“I wish to thank my Mom… Hi Mom out there if you are watching, Jesus, my manager, and of course all my adoring fans….” Cue to walking off-stage, waving a plastic statue and pretending to look humble. That’s the Oscar version of the obligatory “Thank You”.
And then you get the unusual kind. It’s how Roman Emperor Marcus Aurelius starts out his classic book of mediations, written in a leaky tent in a northern post of the Empire. He was on the job, getting old, with achy joints and thinking back on his life and wondering what it was all for. Being thankful is a good start. Knowing what you are thankful for, and to whom, an eye opener to what a person is all about. The Oscar “thank you’s” are pretty lightweight by comparison.
Meditations, chapter one is a long list of people he acknowledges. Most interesting, what he credits them for. They contributed to the building of his character. Full stop. That’s right. He knew he had developed character, and he had found what he had been taught useful and exemplary. He had a strong sense of himself, but was not vain. No hollow praise forthcoming. No idea that you are hearing from a pretty face or a stuffed suit.
I read a post on LinkedIn that praised leaders who led by serving. It was just a passing shout-out, noting that the best leaders are not showboats. They are as good as they are useful, and they primarily have to be useful to the people they are leading. That evoked a strong response. Some were very offended at the idea that a leader should serve. The thread quickly became quite barbed. In my humble estimation, those who complained missed the point. I know because I have had some bosses that I would without question follow into the trenches. If they wanted something, I would go the extra mile and put myself out to accomodate. That, because they were very respect-able people. Worthy, you might say. And genuine. You know when genuine caring permeates someone’s leadership. Their caring, makes you care right back.
Getting back to Marcus Aurelius, let’s make a list of the things he thought important to the building of character.
1) Courtesy, and an even temper from his Grandfather Verus
2) Manliness without pretense or vulgar display, from his Father
3) Piety and generousity from his Mother
4) The importance of good education from his Great-Grandfather
5) To be industrious, frugal, and to avoid frivolity and gossip, from his tutor
6) From Rusticus, the insistence that learning to build his character was worthy of care and attention.

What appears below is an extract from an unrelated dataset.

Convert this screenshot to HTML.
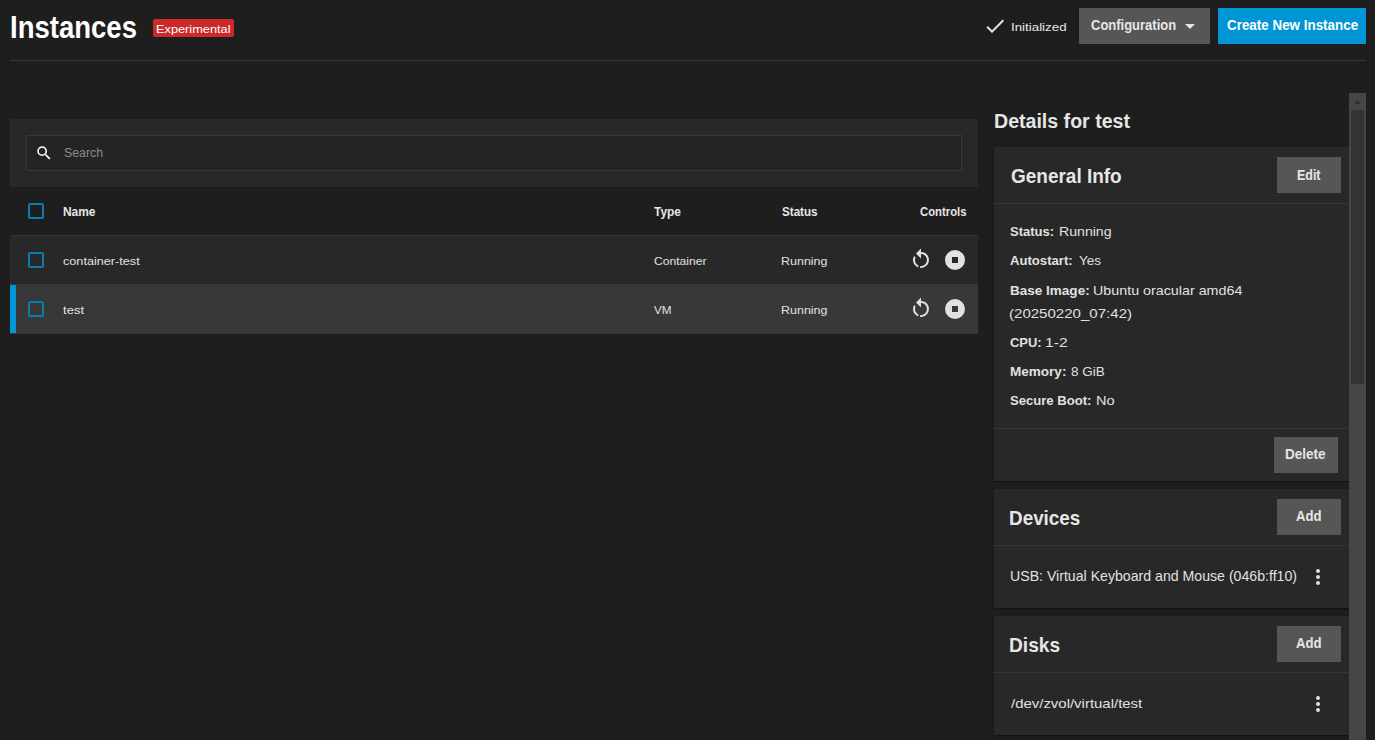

7) From Appolonius, he learned to be reasonable and self-reliant when making decisions
8) From Alexander he learned not to be unnecessarily critical.
9) From his instructor Sextus, he learned how to rule in a kindly manner
10) From Alexander the Platonist, he learned not to make excuses to get out of a duty
11) From Catalus the Stoic, he learned to pay attention to the criticism of a friend
12) From Severus, he learned to love his relations, and to respect truth and justice
13) From Maximus, he learned self-control
14) From his father, he learned lenience, and singleness of mind when decided on a course
15) To the gods he gives gratitude for good parents, good grand-parents, a good sister, wonderful kinsmen, teachers and friends.
That’s a Reader’s Digest version. It’s also the reason why we should not neglect the reading of classic literature. It reminds us that old truths are enduring. It also makes me want to have known Marcus Aurelius. He’s the kind of person I would have liked to work for. It also reminds me that in terms of character, you know when you have met the real deal. You can’t fake it. Marcus Aurelius was conscious enough, even as the leader of an empire, to understand stewardship and to take it seriously. Like Bob Dylan said, “You gotta serve somebody”. If you have had good leadership you will remember it.
Not to neglect a list of thank-you’s I have in my own head. My list is also long. Perhaps the best beginning, to start with a thank you. We all owe somebody something, if we have been so lucky.